Gazetecilerin mahkeme mesaisi
Dün, Çağlayan’daki İstanbul Adliyesinin 13. ve 14. Ağır Ceza Mahkemelerinin duruşma salonu önü Gazeteciler Sendikası ya da Cemiyetinin kongre salonu kulisi gibiydi. Onlarca gazeteci sanık olarak ya da sanık olan meslektaşları ile dayanışma için oradaydı. Dün, 13. ve 14. Ağır Ceza Mahkemelerinin duruşma salonlarının önünde bir saat geçirmek ve konuşulanlara kulak kabartmak Türkiye’deki basın özgürlüğünün durumunu anlamak için yeterli olacaktı.
Evrensel Gazetesi Eski Genel yayın Yönetmeni İhsan Çaralan Özgür Gündem gazetesine yapılan baskılar karşısında dayanışma için bir gün Özgür Gündem genel yayın yönetmeliği yapmaktan yargılanıyordu.
Evrensel Gazetesi Genel Yayın Yönetmeni Fatih Polat, Yazı İşleri Müdürü Vural Nasuhbeyoğlu gazetenin internet sitesinde yayımladıkları ve iki saat sonra haberin yanlış olduğunu anlayarak kaldırdıkları bir haber nedeniyle yargılanıyordu.
Çaralan, Özgür Gündem gazetesine yapılan baskılara karşı tepki göstermek, gazete ile dayanışmak bir gazetecilik görevi derken, Polat ve Nasuhbeyoğlu yargılandıkları haberin sadece gazetecilik kaygısı ile yayınlandığını ve haberin yanlış olduğunun anlaşılması üzerine kaldırılmasının da bunu anlattığını söyleyerek, Türkiye’deki basın özgürlüğünün engellenmesinin örneklerini sayıyorlardı bir bir.
Özgür Günden Eski Eş Genel Yayın Yönetmeni Eren Keskin, gazetenin hem aynı şekilde yirmi beş senedir yayın yaptığını, gazetelerinin bombalandığını, muhabirlerinin, yöneticilerinin ve hatta çocuk yaştaki dağıtıcılarının öldürüldüğünü, aynı şeyleri yazdıkları, aynı haberleri verdikleri halde “çözüm süreci” denilen üç sene içerisinde gazeteye çok az dava açıldığını ama “masa devrildikten” sonra dava bombardımanı ile karşılaştıklarını söylüyordu.
Koridorda Celal Başlangıç yurda çıkış yasağının nasıl konduğunu ve kaldırıldığını anlatırken, dava dosyasından Çaralan’a da aynı yasağın konduğunu ve haberi dahi olmadan kaldırıldığını öğreniyorduk.

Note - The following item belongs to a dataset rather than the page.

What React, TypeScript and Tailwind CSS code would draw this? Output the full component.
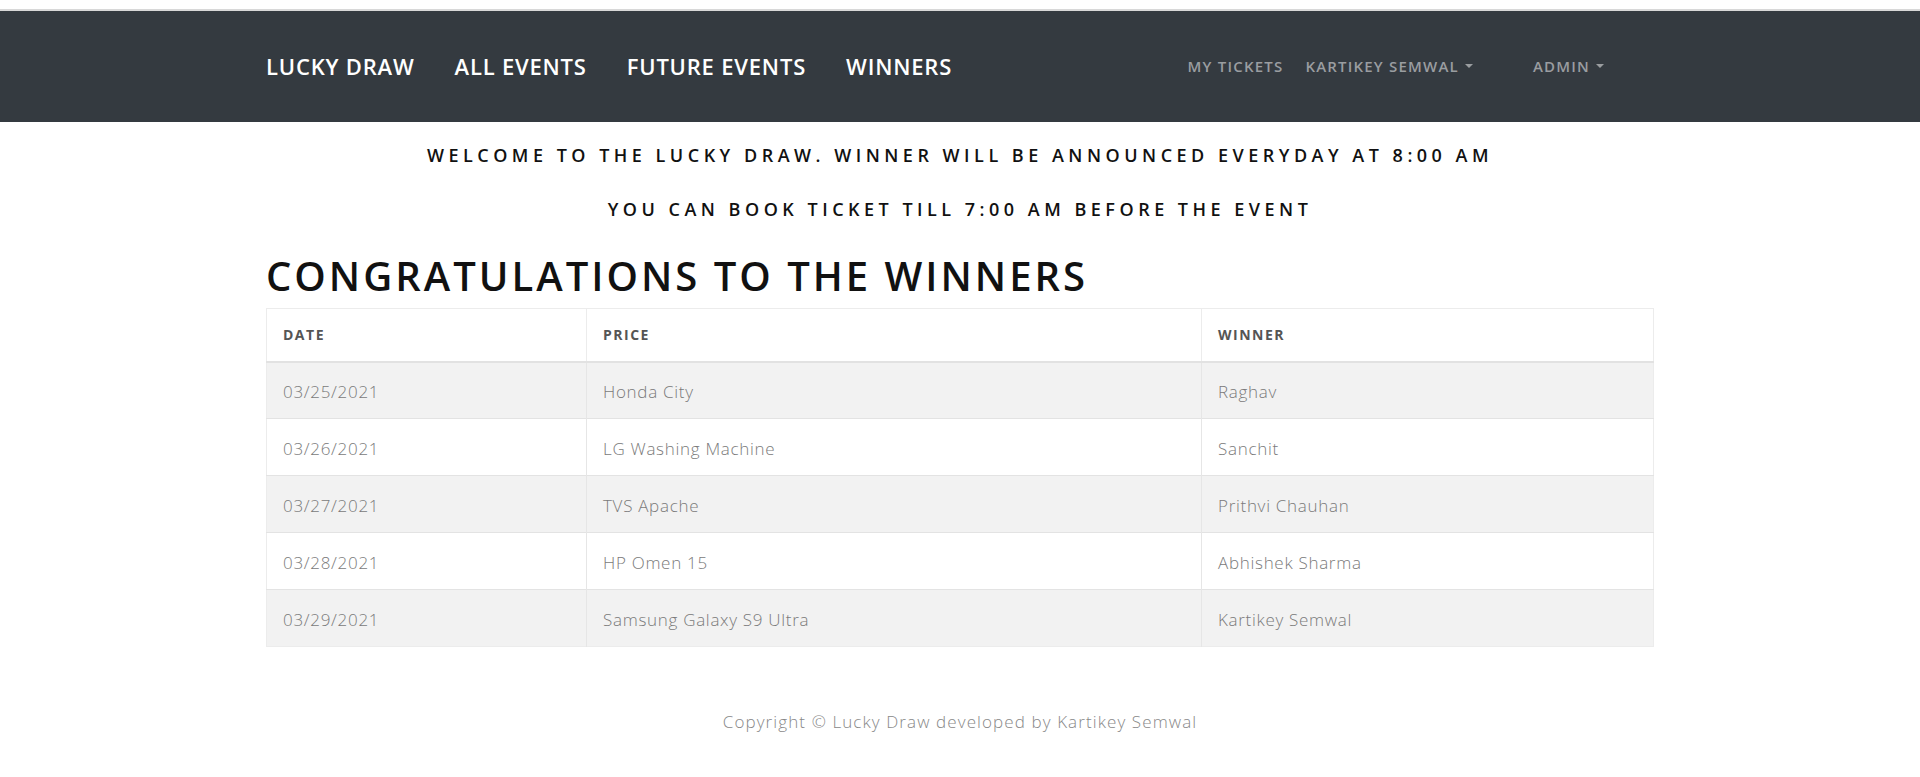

Fatih Polat, başta Sınır tanımayan Gazeteciler Örgütü olmak üzere gazeteci örgütlerinin raporlarından söz ederken duruşmada, koridorda Sınır Tanımayan Gazeteciler Örgütü Türkiye Sorumlusu Erol Önderoğlu’nun da yargılandığını öğreniyorduk.
Keşke, burada mahkeme koridorunda yaşananları herkes görseydi. Herkes duysaydı. O zaman AKP Hükümetinin basın özgürlüğü hakkında söylediklerinin gerçek karşısındaki durumunu anlarlardı.
Halk koridorda ve duruşma salonlarında konuşulanlardan haberdar olamıyor ama bunda oradaki mağdur gazetecilerin yandaş medya denilen basının yüzde doksanının görevini yapmamasının da rolü yok mu?